Mais aussi, les contrastes forts - résultat de l’utilisation d’une technique mixte qui allie certainement de la pierre noire et peut-être de la pierre lithographique, plus grasse, avec un fond de lavis jaune doré - les traits épais, contribuent à un rendu expressionniste et en font une figure de la douleur. La parenté semble évidente avec l’art de Soutine qu’il rencontre à la Ruche et dont il réalise le portrait, dans ce même style.
 
A l’instar des autres puissants dessins noirs de Dorignac, Débardeur ne peut qu’interpeller et fasciner celui que le regarde par sa présence plastique et physique.
 
Certains des grands dessins rouges et noirs de Dorignac sont conservés dans des collections publiques françaises et notamment au centre Pompidou- musée national d’art moderne et au musée des beaux-arts de Bordeaux, mais cet ensemble ne comprend aucun portrait dessiné. Il s’agit pourtant d’un thème particulièrement représentatif du corpus de ces extraordinaires dessins. L’artiste est en outre encore très rare dans les collections étrangères. Notons tout de même la présence d’un beau portrait de femme au fusain dans les collections de la Morgan Library de New York (inv. 2018.32).
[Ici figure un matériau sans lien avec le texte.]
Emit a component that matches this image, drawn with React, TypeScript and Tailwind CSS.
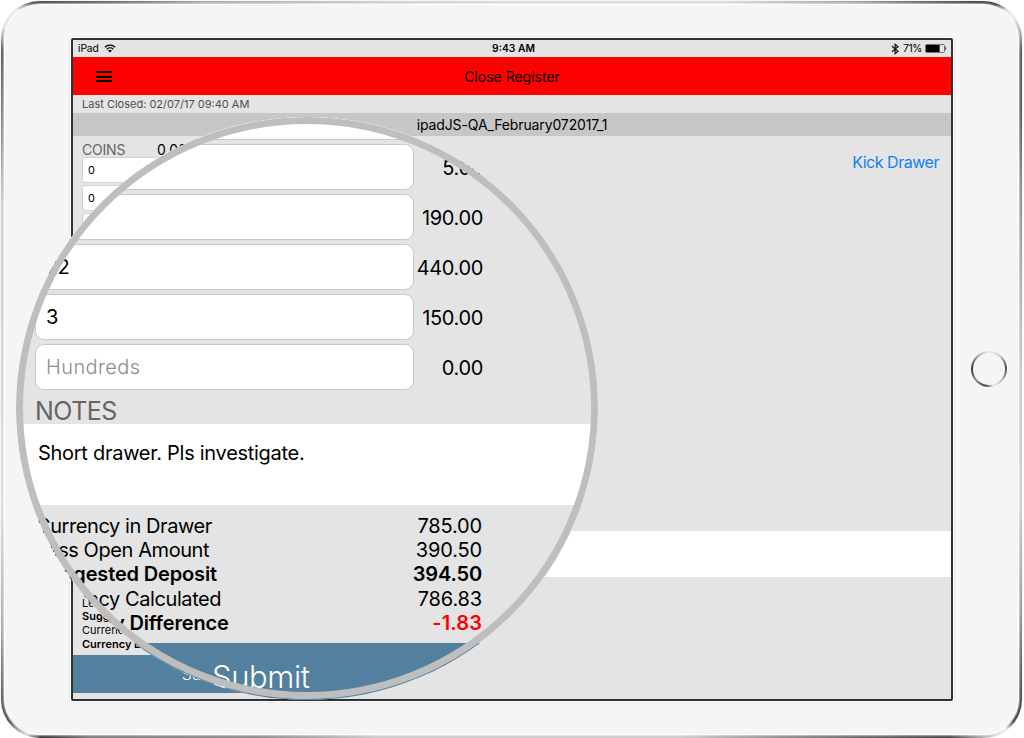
import React from "react";

const lensRows = [
  { text: "", amount: "" },
  { text: "1", amount: "5.00" },
  { text: "19", amount: "190.00" },
  { text: "22", amount: "440.00" },
  { text: "3", amount: "150.00" },
  { text: "", amount: "0.00" },
];

function WifiIcon() {
  return (
    <svg width="12" height="9" viewBox="0 0 12 9" fill="none" stroke="#000" strokeWidth="1.3">
      <path d="M0.9 3.3C3.7 0.5 8.3 0.5 11.1 3.3" />
      <path d="M2.8 5.2C4.6 3.5 7.4 3.5 9.2 5.2" />
      <path d="M4.1 6.5C5.1 5.6 6.9 5.6 7.9 6.5L6 8.5Z" fill="#000" stroke="none" />
    </svg>
  );
}

function BluetoothIcon() {
  return (
    <svg width="8" height="12" viewBox="0 0 8 12" fill="none" stroke="#111" strokeWidth="1.2">
      <path d="M1 3.2L7 8.3L4.1 10.7V1.3L7 3.7L1 8.8" />
    </svg>
  );
}

function BatteryIcon() {
  return (
    <svg width="22" height="9" viewBox="0 0 22 9">
      <rect x="0.5" y="0.5" width="19" height="8" rx="1.2" fill="none" stroke="#555" strokeWidth="0.8" />
      <rect x="1" y="1" width="13.6" height="7" fill="#000" />
      <path d="M20.3 2.8C21.5 3 21.5 6 20.3 6.2Z" fill="#000" />
    </svg>
  );
}

function Total({ label, amount, bold, red }: { label: string; amount: string; bold?: boolean; red?: boolean }) {
  return (
    <div className={`flex h-[24.2px] items-center justify-between text-[20px] ${bold ? "font-semibold" : ""}`}>
      <span className={bold ? "tracking-[-0.15px]" : "tracking-[-0.42px]"}>{label}</span>
      <span className={red ? "tracking-[0.1px] text-[#fb0007]" : "tracking-[-0.15px]"}>{amount}</span>
    </div>
  );
}

function Lens() {
  return (
    <div className="absolute left-[16px] top-[117px] h-[583px] w-[582px] overflow-hidden rounded-full bg-[#e4e4e4]">
      <div className="flex flex-col whitespace-nowrap">
        <div className="-mt-[23px] flex w-[467px] flex-col gap-[4px] pl-[19px]">
          {lensRows.map((r, i) => (
            <div key={i} className="flex h-[46px] items-center justify-between text-[20px]">
              <div className="flex h-[46px] w-[379px] items-center rounded-[9px] border border-[#c9c9c9] bg-white pl-[10px] tracking-[-0.6px]">
                {i === 5 ? <span className="font-light tracking-[0.4px] text-[#8e8e8e]">Hundreds</span> : r.text}
              </div>
              <span className="pt-[2px] tracking-[-0.35px]">{r.amount}</span>
            </div>
          ))}
        </div>
        <div className="flex h-[34px] items-center pl-[19px] pt-[9px] text-[25px] tracking-[-0.5px] text-[#666]">NOTES</div>
        <div className="h-[81px] bg-white pl-[22px] pt-[14px] text-[20px] leading-[30px] tracking-[-0.28px]">Short drawer. Pls investigate.</div>
        <div className="h-[138px] w-[466px] pl-[20px] pt-[9px]">
          <Total label="Currency in Drawer" amount="785.00" />
          <Total label="Less Open Amount" amount="390.50" />
          <Total label="Suggested Deposit" amount="394.50" bold />
          <Total label="Currency Calculated" amount="786.83" />
          <Total label="Currency Difference" amount="-1.83" bold red />
        </div>
        <div className="h-[60px] w-[464px] bg-[#5480a0] pl-[196px] pt-[12px] text-[31px] font-light leading-[43px] tracking-[-0.4px] text-white">Submit</div>
      </div>
      <div className="absolute left-0 top-0 size-[582px] rounded-full border-[7px] border-[#bebebe]" />
    </div>
  );
}

export default function App() {
  return (
    <div className="relative h-[738px] w-[1024px] overflow-hidden bg-white pl-[1px] pt-[1px] font-['Inter',sans-serif] text-black">
      <div className="h-[737px] w-[1021px] rounded-[39px] bg-[conic-gradient(#d8dad9_0deg,#d8dad9_30deg,#a4a6a5_43deg,#555_50deg,#333_53deg,#ddd_54deg,#eee_55deg,#555_58deg,#555_63deg,#888_70deg,#aaa_80deg,#c5c7c6_90deg,#ccc_105deg,#999_115deg,#444_123deg,#333_125deg,#eee_126deg,#ddd_127deg,#444_130deg,#777_140deg,#c6c8c7_155deg,#c8c8c8_200deg,#888_215deg,#777_229deg,#333_232deg,#ddd_233deg,#444_235deg,#555_237deg,#aaa_243deg,#ddd_255deg,#ccc_280deg,#ccc_288deg,#999_294deg,#555_302deg,#ddd_304deg,#eee_306deg,#444_307.5deg,#666_312deg,#aaa_320deg,#ccc_340deg,#d8dad9_360deg)] p-[3px] shadow-[0_0_1px_#aaa]">
        <div className="flex h-[731px] w-[1015px] rounded-[36px] border border-white bg-[#f4f5f7] pl-[66px] pt-[33px] shadow-[0_0_2px_1px_rgba(255,255,255,0.6)]">
          <div className="flex h-[663px] w-[882px] flex-col overflow-hidden rounded-[2px] border-2 border-[#303232] bg-[#e4e4e4] shadow-[0_0_0_1px_#fff,0_0_2px_1px_#ccc]">
            <div className="grid h-[17px] shrink-0 grid-cols-3 items-center pl-[5px] pr-[4px] text-[10.3px]">
              <div className="flex items-center gap-[5px]"><span className="tracking-[-0.1px]">iPad</span><WifiIcon /></div>
              <span className="pl-[2px] text-center font-semibold">9:43 AM</span>
              <div className="flex items-center justify-end"><BluetoothIcon /><span className="ml-[4px] mr-[3px] tracking-[-0.4px]">71%</span><BatteryIcon /></div>
            </div>
            <div className="relative flex h-[38px] shrink-0 items-center justify-center bg-[#ff0000] text-[14px]">
              <div className="absolute left-[23px] top-[14px] flex flex-col gap-[2.5px]">
                <i className="h-[2px] w-[16px] bg-black" /><i className="h-[2px] w-[16px] bg-black" /><i className="h-[2px] w-[16px] bg-black" />
              </div>
              <span>Close Register</span>
            </div>
            <div className="flex h-[18px] shrink-0 items-center pl-[9px] text-[11px] text-[#505050]">Last Closed: 02/07/17 09:40 AM</div>
            <div className="flex h-[23px] shrink-0 items-center justify-center bg-[#c7c7c7] text-[14px] tracking-[-0.12px]">ipadJS-QA_February072017_1</div>
            <div className="flex h-[395px] shrink-0 justify-between pl-[9px] pr-[12px]">
              <div className="flex w-[160px] flex-col gap-[2px]">
                <div className="flex h-[19px] items-center pt-[8px] text-[14px]"><span className="w-[75px] tracking-[-0.2px] text-[#666]">COINS</span><span>0.00</span></div>
                {["0", "0", "19", "22"].map((v, i) => (
                  <div key={i} className="flex h-[26px] items-center rounded-[4px] border border-[#d2d2d2] bg-white pl-[5px] text-[11px]">{v}</div>
                ))}
              </div>
              <span className="pt-[16px] text-[16px] leading-[20px] tracking-[-0.47px] text-[#0f80f7]">Kick Drawer</span>
            </div>
            <div className="h-[46px] shrink-0 bg-white" />
            <div className="h-[78px] shrink-0 pl-[9px] pt-[6px] text-[11px] leading-[13.7px]">
              <div>Currency in Drawer</div>
              <div>Less Open Amount</div>
              <div className="font-semibold">Suggested Deposit</div>
              <div>Currency Calculated</div>
              <div className="font-semibold">Currency Difference</div>
            </div>
            <div className="flex h-[38px] w-[269px] shrink-0 items-center justify-center bg-[#5480a0] text-[16px] font-light text-white">Submit</div>
          </div>
          <div className="ml-[18px] mt-[313px] size-[36px] rounded-full bg-[conic-gradient(#eee_0deg,#ccc_40deg,#444_85deg,#bbb_130deg,#eee_165deg,#444_190deg,#888_230deg,#333_275deg,#999_310deg,#eee_360deg)] p-[2px]">
            <div className="size-[32px] rounded-full bg-[#f4f5f7]" />
          </div>
        </div>
      </div>
      <Lens />
    </div>
  );
}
[1] Ceci désigne la production caractéristique de ces années, de dessins monochromes, soit à la sanguine (rouges), soit à la pierre noire ou fusain (noirs).
[2] Paul Fierens en 1934, cité dans le Catalogue des dessins modernes du musée de Grenoble, éditions des musées nationaux, Palais du Louvre, Paris, 1963.
[3] Propos rapporté par Gaston Meunier du Houssoy dans son « Essai sur Dorignac », lettre à Jean-Gabriel Lemoine, du 16 novembre 1955 (archives du musée des Beaux-Arts de Bordeaux).
[4] André Salmon, « Le Salon d’automne », Montjoie, n°11 et 12, novembre-décembre 1913, pp.1-9.
[5] 1920, Lemoine.
[6] Anonyme, « Le carnet d’un curieux, Galerie Marcel Bernheim », La Renaissance, n°7, juillet 1928, pp .317-318.